__EXERCISE GOAL__. Include the line containing "const py = (v: number)" and all lines before it, repeated exactly from the listing below, without pictures.

--- Begin SUPPLIED DATA ---

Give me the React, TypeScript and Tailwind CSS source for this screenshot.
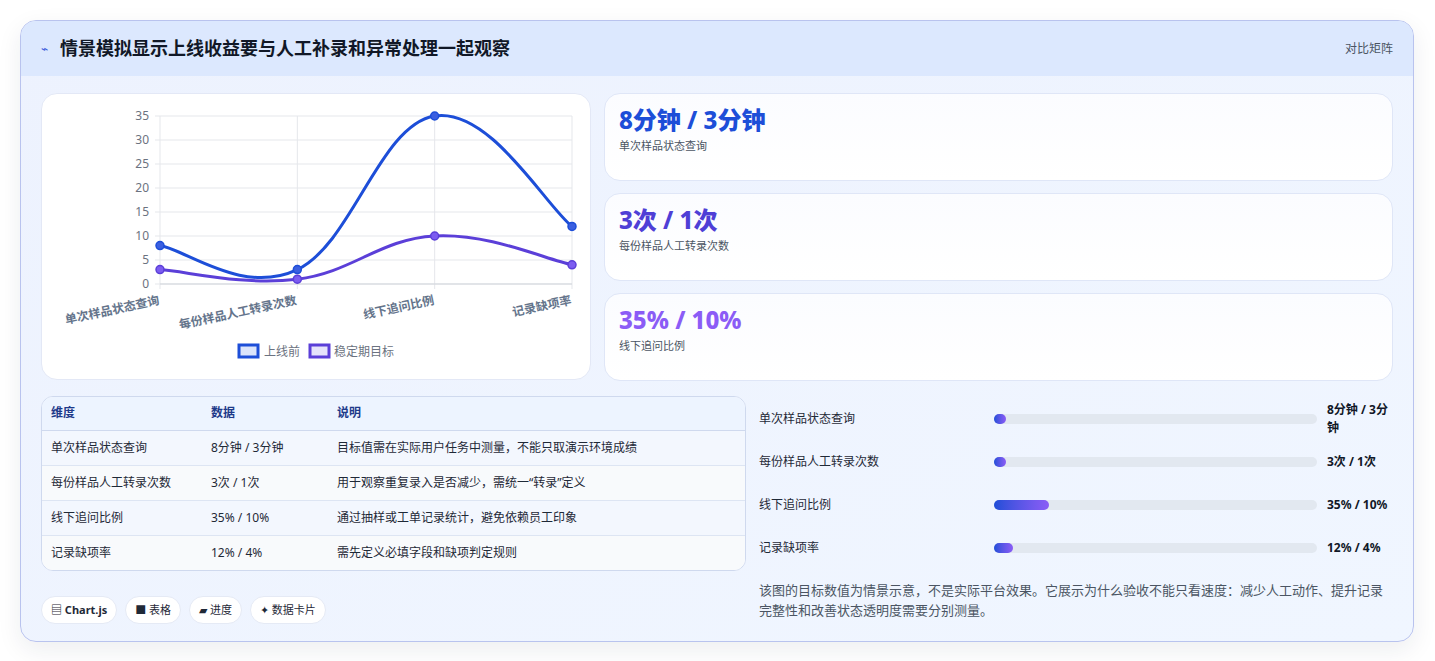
import React from "react"

const FONT = { fontFamily: '"Noto Sans", "Noto Sans CJK SC", sans-serif' }

const labels = ["单次样品状态查询", "每份样品人工转录次数", "线下追问比例", "记录缺项率"]
const before = [8, 3, 35, 12]
const target = [3, 1, 10, 4]

// plot area in card-local coords
const X0 = 118, X1 = 530, Y0 = 190, Y1 = 22
const px = (i: number) => X0 + ((X1 - X0) / 3) * i
const py = (v: number) => Y0 - ((Y0 - Y1) / 35) * v

function curve(vals: number[]) {
  const pts = vals.map((v, i) => [px(i), py(v)])
  const t = 0.2
  let d = `M${pts[0][0]},${pts[0][1]}`
  for (let i = 0; i < pts.length - 1; i++) {
    const p0 = pts[i - 1] || pts[i]
    const p1 = pts[i]
    const p2 = pts[i + 1]
    const p3 = pts[i + 2] || p2
    const c1 = [p1[0] + (p2[0] - p0[0]) * t, p1[1] + (p2[1] - p0[1]) * t]
    const c2 = [p2[0] - (p3[0] - p1[0]) * t, p2[1] - (p3[1] - p1[1]) * t]
    d += ` C${c1[0]},${c1[1]} ${c2[0]},${c2[1]} ${p2[0]},${p2[1]}`
  }
  return d
}

function Chart() {
  return (
    <svg width="549" height="286" className="block">
      {[0, 5, 10, 15, 20, 25, 30, 35].map((v) => (
        <g key={v}>
          <line x1={X0} x2={X1} y1={py(v)} y2={py(v)} stroke="#e5e7eb" strokeWidth="1" />
          <line x1={X0 - 5} x2={X0} y1={py(v)} y2={py(v)} stroke="#e5e7eb" />
          <text x={X0 - 11} y={py(v) + 4} textAnchor="end" fontSize="12" fill="#6b7280">{v}</text>
        </g>
      ))}
      {[0, 1, 2, 3].map((i) => (
        <line key={i} x1={px(i)} x2={px(i)} y1={Y1} y2={Y0 + 5} stroke="#e5e7eb" />
      ))}
      <line x1={X0} x2={X1} y1={Y0} y2={Y0} stroke="#d1d5db" />
      {labels.map((l, i) => (
        <text key={l} x={px(i)} y={Y0 + 20} textAnchor="end" fontSize="12" fontWeight="600" fill="#64748b"
          transform={`rotate(-12 ${px(i)} ${Y0 + 20})`}>{l}</text>
      ))}
      <path d={curve(before)} fill="none" stroke="#1d4ed8" strokeWidth="3" />
      <path d={curve(target)} fill="none" stroke="#5b3fd8" strokeWidth="3" />
      {before.map((v, i) => <circle key={"b" + i} cx={px(i)} cy={py(v)} r="4" fill="#3b5fe0" stroke="#1d4ed8" strokeWidth="1.5" />)}
      {target.map((v, i) => <circle key={"t" + i} cx={px(i)} cy={py(v)} r="4" fill="#7c5cf0" stroke="#5b3fd8" strokeWidth="1.5" />)}
      <rect x="197" y="251" width="19" height="12" fill="#dbe4fb" stroke="#1d4ed8" strokeWidth="3" />
      <text x="222" y="262" fontSize="12" fill="#6b7280">上线前</text>
      <rect x="268" y="251" width="19" height="12" fill="#e6e3fb" stroke="#5b3fd8" strokeWidth="3" />
      <text x="292" y="262" fontSize="12" fill="#6b7280">稳定期目标</text>
    </svg>
  )
}

const stats = [
  { v: "8分钟 / 3分钟", l: "单次样品状态查询", c: "text-[#1d4ed8]" },
  { v: "3次 / 1次", l: "每份样品人工转录次数", c: "text-[#4f3fd6]" },
  { v: "35% / 10%", l: "线下追问比例", c: "text-[#8b5cf6]" },
]

const rows = [
  ["单次样品状态查询", "8分钟 / 3分钟", "目标值需在实际用户任务中测量，不能只取演示环境成绩"],
  ["每份样品人工转录次数", "3次 / 1次", "用于观察重复录入是否减少，需统一“转录”定义"],
  ["线下追问比例", "35% / 10%", "通过抽样或工单记录统计，避免依赖员工印象"],
  ["记录缺项率", "12% / 4%", "需先定义必填字段和缺项判定规则"],
]

const bars = [
  { l: "单次样品状态查询", v: "8分钟 / 3分钟", w: 12, start: 992, end: 1312 },
  { l: "每份样品人工转录次数", v: "3次 / 1次", w: 12, start: 996, end: 1323 },
  { l: "线下追问比例", v: "35% / 10%", w: 55, start: 996, end: 1323 },
  { l: "记录缺项率", v: "12% / 4%", w: 19, start: 996, end: 1323 },
]

export default function App() {
  return (
    <div className="min-h-screen bg-white p-5 pr-[21px]" style={FONT}>
      <div className="rounded-2xl border border-[#b9c3ee] bg-gradient-to-br from-[#edf2fe] to-[#f0f6ff] overflow-hidden shadow-[0_8px_24px_rgba(30,41,59,0.08)]">
        <div className="h-[55px] bg-[#dce8fe] flex items-center justify-between px-5">
          <div className="flex items-center gap-3">
            <span className="text-[#3b5bdb] text-xs">⌁</span>
            <h1 className="text-[18px] font-bold text-[#111827]">情景模拟显示上线收益要与人工补录和异常处理一起观察</h1>
          </div>
          <span className="text-xs text-[#4b5563]">对比矩阵</span>
        </div>

        <div className="px-5 pt-[17px] pb-[17px]">
          <div className="flex gap-[13px]">
            <div className="w-[550px] h-[287px] rounded-2xl bg-white border border-[#e3e8f6]">
              <Chart />
            </div>
            <div className="flex-1 flex flex-col gap-[12px]">
              {stats.map((s) => (
                <div key={s.l} className="h-[88px] rounded-2xl border border-[#dfe6f7] bg-gradient-to-b from-[#fbfcff] to-white px-[14px] pt-[10px]">
                  <div className={`text-[24px] font-extrabold leading-[32px] ${s.c}`}>{s.v}</div>
                  <div className="text-[11px] text-[#4b5563] mt-[2px]">{s.l}</div>
                </div>
              ))}
            </div>
          </div>

          <div className="flex gap-[13px] mt-[15px]">
            <div className="w-[705px] flex flex-col">
              <div className="rounded-xl border border-[#cfd9ee] overflow-hidden bg-white">
                <table className="w-full text-[12px] text-[#1f2937]">
                  <thead>
                    <tr className="bg-[#edf4ff] h-[33px] text-left text-[#1e3a8a] font-semibold border-b border-[#cfd9ee]">
                      <th className="pl-[9px] w-[169px] font-semibold">维度</th>
                      <th className="w-[126px] font-semibold">数据</th>
                      <th className="font-semibold">说明</th>
                    </tr>
                  </thead>
                  <tbody>
                    {rows.map((r, i) => (
                      <tr key={r[0]} className={`h-[35px] ${i < 3 ? "border-b border-[#dde5f3]" : ""} ${i % 2 ? "bg-[#f8fafc]" : "bg-[#f3f7fe]"}`}>
                        <td className="pl-[9px]">{r[0]}</td>
                        <td>{r[1]}</td>
                        <td>{r[2]}</td>
                      </tr>
                    ))}
                  </tbody>
                </table>
              </div>
              <div className="flex gap-2 mt-[25px]">
                {["▤ Chart.js", "■ 表格", "▰ 进度", "✦ 数据卡片"].map((c, i) => (
                  <span key={c} className={`h-[28px] px-[9px] flex items-center rounded-full bg-white border border-[#e5eaf5] text-[11px] text-[#1f2937] ${i === 0 ? "font-bold" : ""}`}>{c}</span>
                ))}
              </div>
            </div>

            <div className="flex-1 flex flex-col">
              {bars.map((b) => (
                <div key={b.l} className="h-[46px] flex items-center text-[12px] text-[#1f2937] -mt-[3px] first:mt-0">
                  <span className="w-[235px] shrink-0">{b.l}</span>
                  <div className="flex-1 h-[10px] rounded-full bg-[#e2e8f0] mr-[10px]">
                    <div className="h-full rounded-full bg-gradient-to-r from-[#1d4ed8] to-[#8b5cf6] min-w-[12px]" style={{ width: `${b.w}px` }} />
                  </div>
                  <span className="w-[66px] shrink-0 font-bold text-[#111827]">{b.v}</span>
                </div>
              ))}
              <p className="mt-[9px] text-[13px] leading-[20px] text-[#4b5563]">
                该图的目标数值为情景示意，不是实际平台效果。它展示为什么验收不能只看速度：减少人工动作、提升记录完整性和改善状态透明度需要分别测量。
              </p>
            </div>
          </div>
        </div>
      </div>
    </div>
  )
}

--- End SUPPLIED DATA ---

__RESULT FOR THIS TASK__.
Give me the React, TypeScript and Tailwind CSS source for this screenshot.
import React from "react"

const FONT = { fontFamily: '"Noto Sans", "Noto Sans CJK SC", sans-serif' }

const labels = ["单次样品状态查询", "每份样品人工转录次数", "线下追问比例", "记录缺项率"]
const before = [8, 3, 35, 12]
const target = [3, 1, 10, 4]

// plot area in card-local coords
const X0 = 118, X1 = 530, Y0 = 190, Y1 = 22
const px = (i: number) => X0 + ((X1 - X0) / 3) * i
const py = (v: number) => Y0 - ((Y0 - Y1) / 35) * v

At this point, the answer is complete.